En réalité, notre question de départ est fausse. Nous devrions plutôt demander: c’est où le Forez?
Ah et avant d’aller plus loin, veuillez prononcer « forêt » et surtout, par pitié, ne prononcez pas le « z »!
Alors, vous l’aurez compris en regardant la carte ci-contre, le Forez n’est pas à Lyon. Le Forez correspond à une large majorité de l’Ouest du département de la Loire. Car oui messieurs, dames, n’en déplaisent à certains, Lyon a appartenu un temps à la Loire (le département 42 hein!).
Mais alors c’est quoi cette histoire? Pourquoi? Comment? Et à quel moment Lyon s’est séparé du Forez? On vous raconte tout! Enfin tout ce qu’on sait!

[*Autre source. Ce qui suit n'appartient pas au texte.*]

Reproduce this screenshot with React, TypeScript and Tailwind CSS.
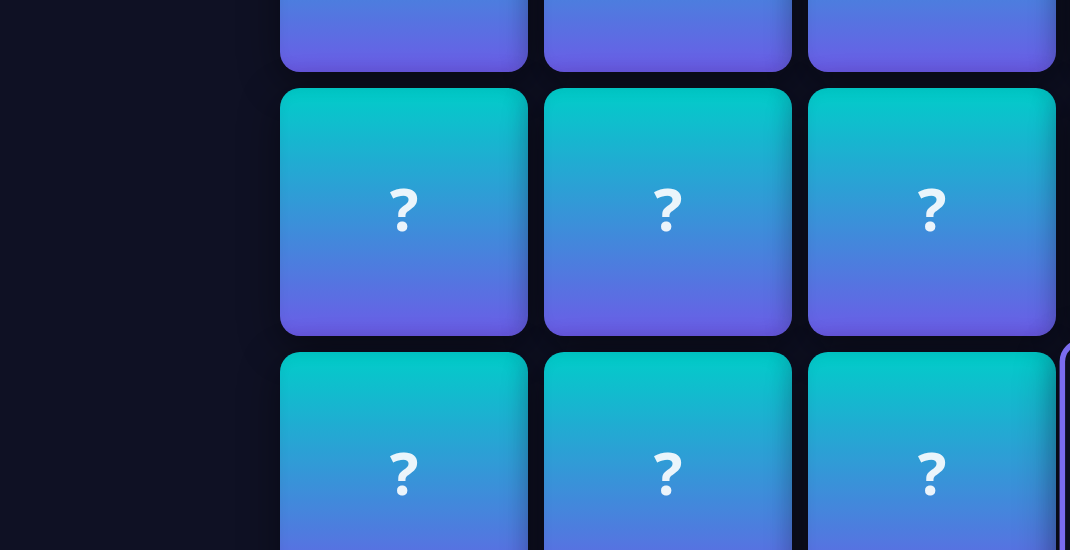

Laissez vous conter l’histoire de Lyon et du Forez
976 – La naissance de la maison comtale de Lyon et de Forez
Tout commence à la fin du X° siècle. C’est alors un dénommé Amblard qui est archevêque de Lyon (pour rappel, l’archevêque est l’homme à la tête de la cathédrale et de l’Eglise de Lyon en général). A ce moment-là, Lyon fait partie du royaume de Bourgogne. La ville connaît alors un double pouvoir:
- le pouvoir religieux de l’archevêque
- le pouvoir laïc du comte aux ordres du roi de Bourgogne
Ce dernier se nomme Conrad. Il vient dans notre ville en 976 (bien que la date de 973 soit aussi avancée par certaines sources). Et il en profite pour organiser un nouvel équilibre politique:
- d’une part, il s’attèle à renforcer les liens de son royaume avec les grandes abbayes
- d’autre part, il négocie avec les élites lyonnaises deux nominations: celle de Burchard (son fils) en tant qu’archevêque à la mort d’Amblard et celle d’Artaud en tant que comte.

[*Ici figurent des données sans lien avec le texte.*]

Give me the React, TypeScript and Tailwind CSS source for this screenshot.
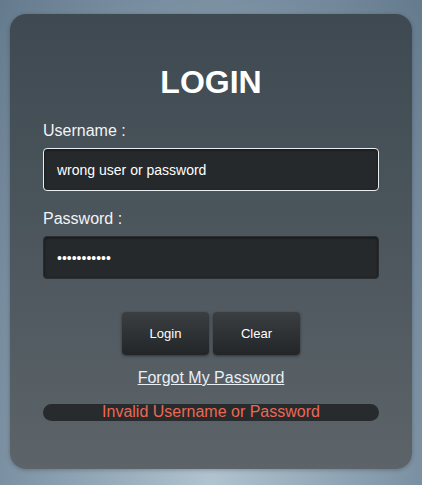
import React from "react";

const font = { fontFamily: '"Liberation Sans", Arial, sans-serif' };

const Field = ({
  label,
  type,
  value,
  focused,
  gap,
}: {
  label: string;
  type: string;
  value: string;
  focused?: boolean;
  gap: string;
}) => {
  return (
    <div className={gap}>
      <label className="block text-[16px] leading-[18px] text-[#f1f4f6]">{label}</label>
      <input
        type={type}
        defaultValue={value}
        readOnly
        className={
          "mt-2 block h-[43px] w-full rounded-[4px] bg-[#25292b] px-[13px] text-[14px] text-white outline-none shadow-[inset_0_1px_3px_rgba(0,0,0,0.5)] " +
          (focused ? "border border-[#e8eef2]" : "border border-[#2a2e30]")
        }
      />
    </div>
  );
};

const App = () => {
  return (
    <div
      style={font}
      className="min-h-[485px] w-full bg-[radial-gradient(ellipse_at_50%_100%,#b1c3cf_0%,#8ea3b3_45%,#647a8d_100%)] px-[10px] pt-[14px] pb-[16px]"
    >
      <div className="h-[455px] rounded-[16px] bg-gradient-to-b from-[#3e4951] to-[#5c6469] px-[33px] pt-[50px] shadow-[0_1px_4px_rgba(0,0,0,0.25)]">
        <h1 className="text-center text-[32px] font-bold leading-[37px] text-white">LOGIN</h1>

        <Field label="Username :" type="text" value="wrong user or password" focused gap="mt-[21px]" />
        <Field label="Password :" type="password" value="wrongpasswd" gap="mt-[19px]" />

        <div className="mt-[33px] flex justify-center gap-[4px]">
          {["Login", "Clear"].map((b) => (
            <button
              key={b}
              className="h-[43px] w-[87px] rounded-[4px] bg-gradient-to-b from-[#3b3f42] to-[#222628] text-[13px] text-white shadow-[0_1px_3px_rgba(0,0,0,0.45)]"
            >
              {b}
            </button>
          ))}
        </div>

        <div className="mt-[14px] text-center text-[16px] leading-[18px]">
          <a href="#" className="text-[#e9eff4] underline">
            Forgot My Password
          </a>
        </div>

        <div className="mt-[17px] h-[17px] rounded-full bg-[#272b2d] text-center text-[16px] leading-[16px] text-[#ec6852]">
          Invalid Username or Password
        </div>
      </div>
    </div>
  );
};

export default App;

Artaud est un artistocrate locale que Conrad et l’archevêque apprécient particulièrement. C’est la naissance de la maison des Comtes de Lyon et de Forez.
Début des problèmes
Problème 1: la nomination de Burchard
Alors le népotisme (à savoir favoriser sa famille et ses amis), c’est bien, mais c’est aussi, dans notre cas, le début des problèmes. Burchard devient en 979 archevêque comme c’était prévu. Mais c’est un personnage considérable à l’échelle européenne par sa naissance et ses réseaux. Sa nomination donne donc à Lyon, une place qui dépasse nettement celle qu’elle avait jusque là et un rang proche de celui qu’elle a pu occuper au temps des grands évêques carolingiens. Elle constitue également une réaffirmation de l’ancrage de Lyon et de ses abbayes dans les réseaux bourguignons avec là aussi une influence qui dépasse nettement le Lyonnais.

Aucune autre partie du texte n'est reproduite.